How silly? Consider this TOTALLY REALISTIC scenario:
Tom Crean calls his players together after a typically intense, maximize-every-second spring workout at Cook Hall.
CREAN: “Okay guys, as you know, I signed more players than I have scholarships for. Hey, it could have been worse. Gary Harris could have picked us instead of Michigan State. So who’s going to man up, give up his scholarship and walk on?”
JORDAN HULLS: “I’m sure my parents will say yes.”
CODY ZELLER: “Hey, I’m more man than Jordy. I’ll do it, and I’m not asking my parents.”
CHRISTIAN WATFORD: “I’m more man than Jordy and Cody. I’ll give up my scholarship AND shave off my goatee because at least I can grow one!”
And so on.
If nobody transfers or opts out of his scholarship, then the best remaining option is prep school for one of the incoming freshmen. That should go to the newcomer who would play the least. The most likely candidate remains center Peter Jurkin.
A reader questioned Hoosier Dude’s assertion in a previous blog that Ron Patterson is a shooting guard who can’t shoot. The reader said Patterson can shoot, but is streaky. The reader implied, in so many words, that Hoosier Dude was an idiot.
We brought this comment to Hoosier Dude, who responded by downing a WHOLE tray of homemade chocolate chip cookies, then adding this comment.
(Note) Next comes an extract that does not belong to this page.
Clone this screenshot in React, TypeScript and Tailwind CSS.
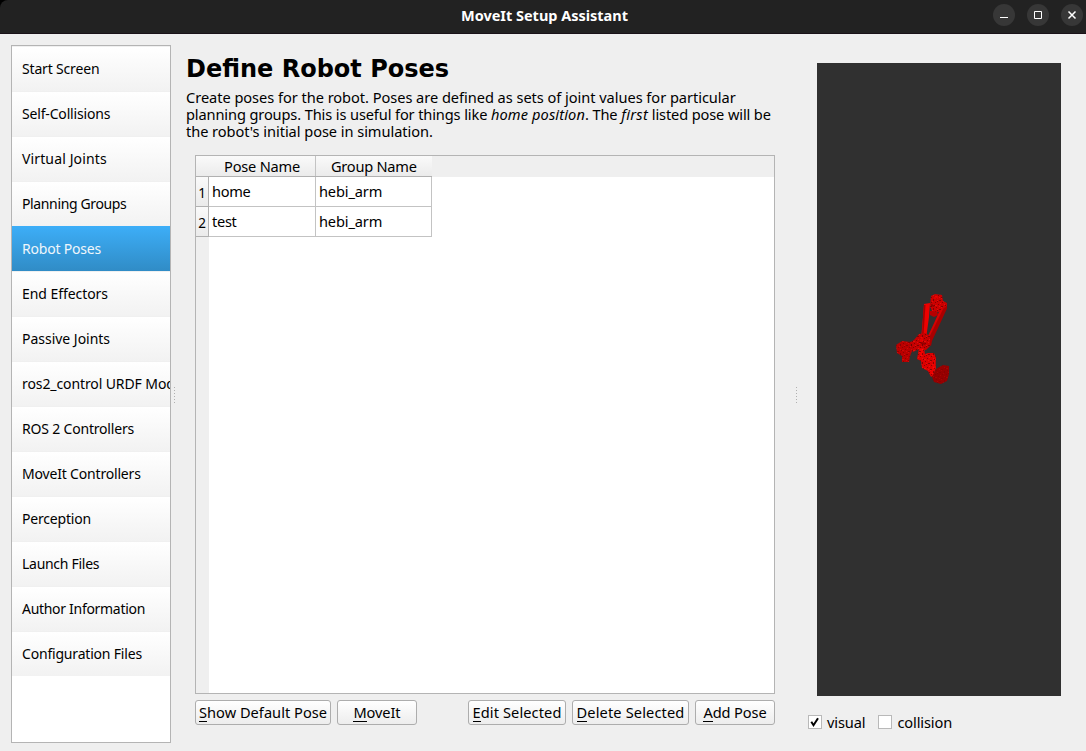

“Steve Alford was a shooter. Calbert Cheaney was a shooter. Jordan Hulls is a shooter. A shooter is consistent. You know what you’re getting. When the ball goes up, you have a high degree of confidence it will go in.
“Right now Ron Patterson is an OK scorer, but he isn’t consistent. And if he’s not consistent against high school and travel ball defenses, what’s going to happen in college?
“Having said that, if the work ethic Patterson has shown translates to off-season hours in Cook Hall, he can develop consistency. He might not ever match Hulls for accuracy, but who can?
“Will Patterson put in the time? All he has to do is look to Hulls, Victor Oladipo and Will Sheehey to see how it’s done.”